Enhanced electrochemical hydrogen peroxide production from surface state modified mesoporous tin oxide catalysts

Electrochemical hydrogen peroxide (H₂O₂) production via the two-electron oxygen reduction reaction (ORR) has received much consideration as a substitute to the well-known industrial anthraquinone method. The present challenge in this area is developing appropriate cost-efficient materials with excellent electrocatalytic properties, durability, and product selectivity. This study examined electrocatalytic performance and selectivity toward H₂O₂ production of mesoporous SnO₂ (meso-SnO₂) electrodes prepared using a tunable hydrothermal process. After evaluating the effects of different NaCl concentrations and annealing conditions in the hydrothermal method, an electrode was developed with a significantly improved H₂O₂ production rate than the pristine material. Vacuum annealing led to materials with more surface defects. Meso-SnO₂ annealed under vacuum exhibits distinctive electrochemical properties of two well-separated 2e⁻ O₂ reduction peaks to produce H₂O₂ as the main product compared to meso-SnO₂ annealed in air.
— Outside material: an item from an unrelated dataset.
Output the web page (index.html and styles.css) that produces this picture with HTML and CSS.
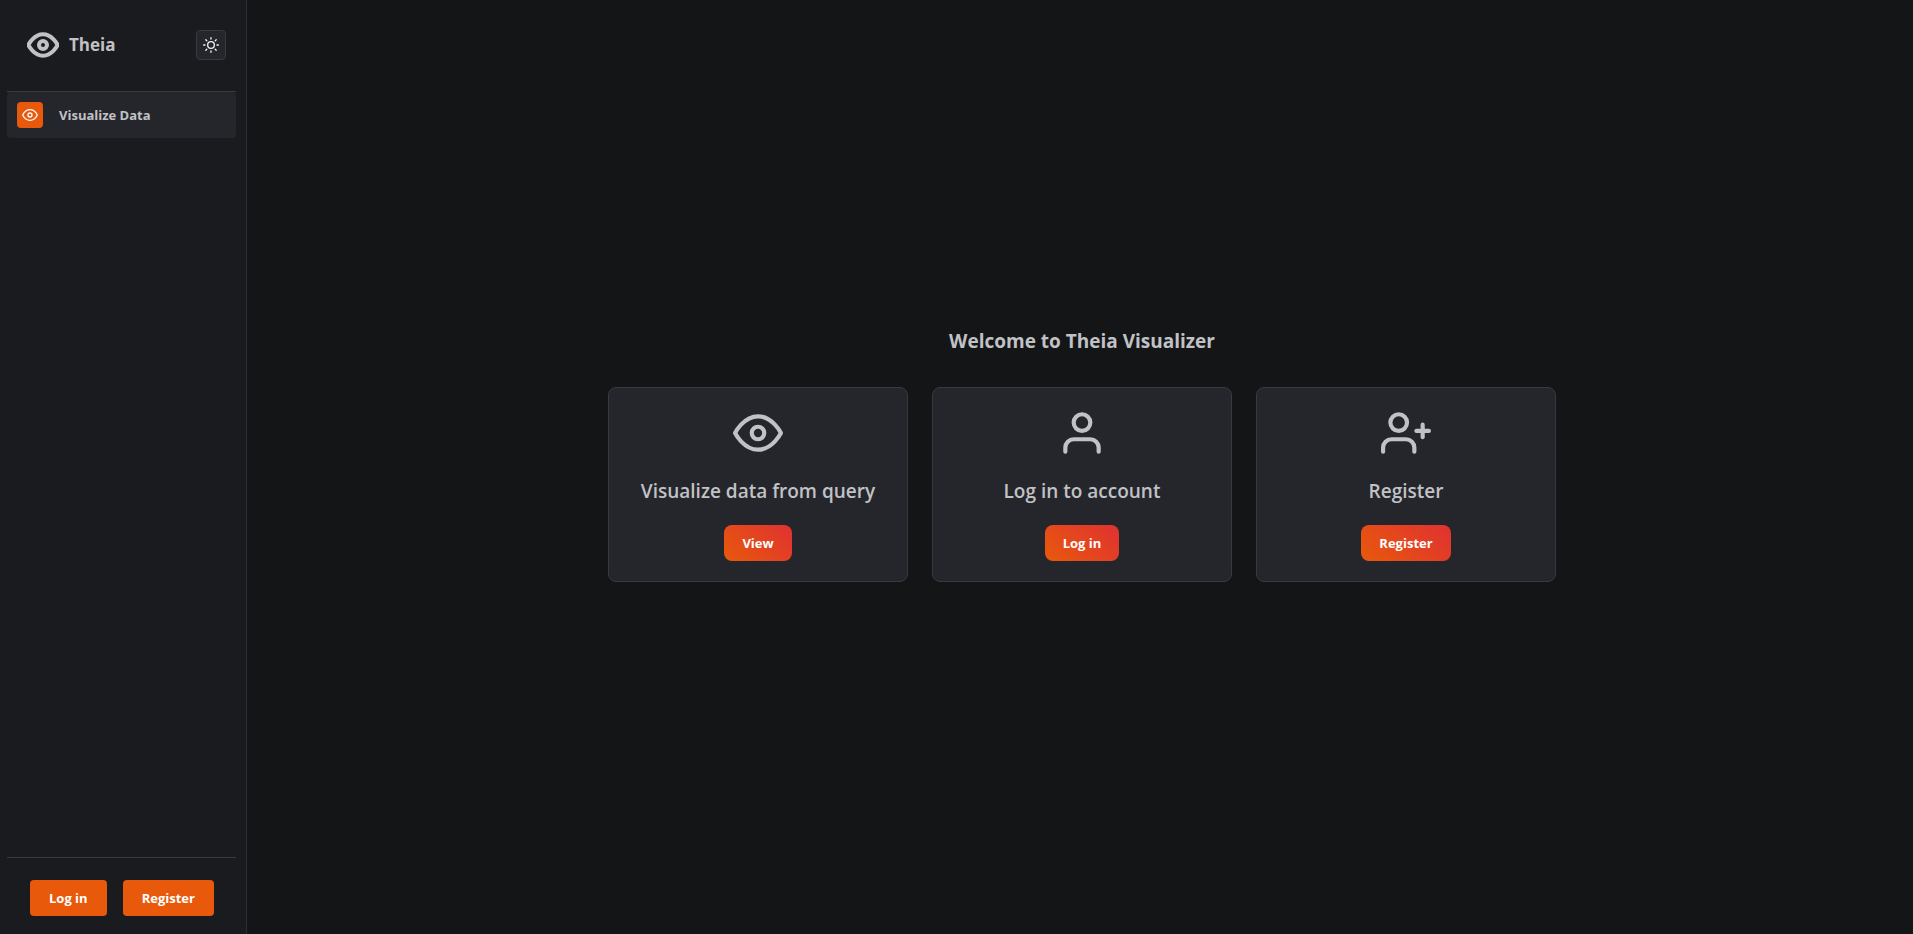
FILE: index.html
```html
<!DOCTYPE html>
<html lang="en">
<head>
<meta charset="utf-8">
<meta name="viewport" content="width=device-width, initial-scale=1">
<title>Theia Visualizer</title>
<link rel="stylesheet" href="styles.css">
</head>
<body>
<div class="app">
  <aside class="sidebar">
    <header class="brand">
      <svg class="icon icon-logo" viewBox="0 0 24 24" aria-hidden="true"><path d="M1 12s4-8 11-8 11 8 11 8-4 8-11 8-11-8-11-8z"/><circle cx="12" cy="12" r="3"/></svg>
      <span class="brand-name">Theia</span>
      <button class="theme-toggle" type="button" aria-label="Toggle color scheme">
        <svg class="icon icon-small" viewBox="0 0 24 24" aria-hidden="true"><circle cx="12" cy="12" r="5"/><path d="M12 1v2M12 21v2M4.22 4.22l1.42 1.42M18.36 18.36l1.42 1.42M1 12h2M21 12h2M4.22 19.78l1.42-1.42M18.36 5.64l1.42-1.42"/></svg>
      </button>
    </header>
    <nav class="nav">
      <a class="nav-link" href="#visualize">
        <span class="nav-icon"><svg class="icon icon-small" viewBox="0 0 24 24" aria-hidden="true"><path d="M1 12s4-8 11-8 11 8 11 8-4 8-11 8-11-8-11-8z"/><circle cx="12" cy="12" r="3"/></svg></span>
        <span>Visualize Data</span>
      </a>
    </nav>
    <footer class="account">
      <button class="button" type="button">Log in</button>
      <button class="button" type="button">Register</button>
    </footer>
  </aside>
  <main class="main">
    <h1 class="title">Welcome to Theia Visualizer</h1>
    <div class="cards">
      <section class="card">
        <svg class="icon icon-large" viewBox="0 0 24 24" aria-hidden="true"><path d="M1 12s4-8 11-8 11 8 11 8-4 8-11 8-11-8-11-8z"/><circle cx="12" cy="12" r="3"/></svg>
        <h2 class="card-title">Visualize data from query</h2>
        <button class="button button-gradient" type="button">View</button>
      </section>
      <section class="card">
        <svg class="icon icon-large" viewBox="0 0 24 24" aria-hidden="true"><path d="M20 21v-2a4 4 0 0 0-4-4H8a4 4 0 0 0-4 4v2"/><circle cx="12" cy="7" r="4"/></svg>
        <h2 class="card-title">Log in to account</h2>
        <button class="button button-gradient" type="button">Log in</button>
      </section>
      <section class="card">
        <svg class="icon icon-large" viewBox="0 0 24 24" aria-hidden="true"><path d="M16 21v-2a4 4 0 0 0-4-4H5a4 4 0 0 0-4 4v2"/><circle cx="8.5" cy="7" r="4"/><path d="M20 8v6M23 11h-6"/></svg>
        <h2 class="card-title">Register</h2>
        <button class="button button-gradient" type="button">Register</button>
      </section>
    </div>
  </main>
</div>
</body>
</html>
```
FILE: styles.css
```css
*, *::before, *::after { box-sizing: border-box; }

body {
  margin: 0;
  background: #141517;
  color: #c1c2c5;
  font-family: "Segoe UI", "Open Sans", "Noto Sans", sans-serif;
  font-size: 13px;
}

.app { display: flex; min-height: 100vh; }

.icon {
  display: block;
  fill: none;
  stroke: currentColor;
  stroke-width: 2;
  stroke-linecap: round;
  stroke-linejoin: round;
}
.icon-small { width: 16px; height: 16px; }
.icon-logo { width: 32px; height: 32px; stroke-width: 3; }
.icon-large { width: 50px; height: 50px; }

.sidebar {
  display: flex;
  flex-direction: column;
  flex: none;
  width: 247px;
  padding: 0 10px 0 7px;
  background: #1a1b1e;
  border-right: 1px solid #2c2e33;
}

.brand {
  display: flex;
  align-items: center;
  gap: 10px;
  padding: 29px 10px 30px 20px;
  border-bottom: 1px solid #373a40;
}
.brand-name { font-size: 17px; font-weight: 700; line-height: 28px; }

.theme-toggle {
  display: flex;
  align-items: center;
  justify-content: center;
  width: 30px;
  height: 30px;
  margin-left: auto;
  padding: 0;
  border: 1px solid #373a40;
  border-radius: 4px;
  background: #25262b;
  color: #f1f3f5;
}

.nav { flex: 1; }
.nav-link {
  display: flex;
  align-items: center;
  gap: 16px;
  padding: 10px;
  border-radius: 4px;
  background: #25262b;
  color: inherit;
  font-weight: 700;
  text-decoration: none;
}
.nav-icon {
  display: flex;
  align-items: center;
  justify-content: center;
  width: 26px;
  height: 26px;
  border-radius: 4px;
  background: #e8590c;
  color: #fff;
}

.account {
  display: flex;
  gap: 16px;
  padding: 22px 20px 18px 23px;
  border-top: 1px solid #373a40;
}

.button {
  height: 36px;
  padding: 0 19px;
  border: 0;
  border-radius: 4px;
  background: #e8590c;
  color: #fff;
  font: inherit;
  font-weight: 700;
  white-space: nowrap;
}
.button-gradient {
  padding: 0 18px;
  border-radius: 8px;
  background: linear-gradient(45deg, #e8590c, #e03131);
}

.main {
  display: flex;
  flex-direction: column;
  align-items: center;
  justify-content: center;
  flex: 1;
  gap: 30px;
  padding: 0 16px 27px 20px;
}

.title {
  margin: 0;
  font-size: 19px;
  font-weight: 700;
  line-height: 31px;
}

.cards { display: flex; flex-wrap: wrap; justify-content: center; gap: 24px; }
.card {
  display: flex;
  flex-direction: column;
  align-items: center;
  gap: 18px;
  width: 300px;
  padding: 20px;
  border: 1px solid #373a40;
  border-radius: 8px;
  background: #25262b;
}
.card-title {
  margin: 0;
  font-size: 19px;
  font-weight: 600;
  line-height: 31px;
}
```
Most importantly, the introduction of surface oxygen vacancies into the meso-SnO₂ crystal structure was determined to be a prominent approach to enhance its ORR performance in producing H₂O₂, showing great selectivity of above 85% at an onset potential of ∼0.6 V_RHE. The vacancy-rich meso-SnO₂ reveals enhanced electrocatalytic performance with ORR peak potential to be 0.6 V_RHE, and the number of electron transfer numbers is 2.5, but greater durability in alkaline solutions. Thus, this work presents an innovative route for designing, synthesizing, and mechanistic examining enhanced SnO₂-based catalytic materials for H₂O₂ production.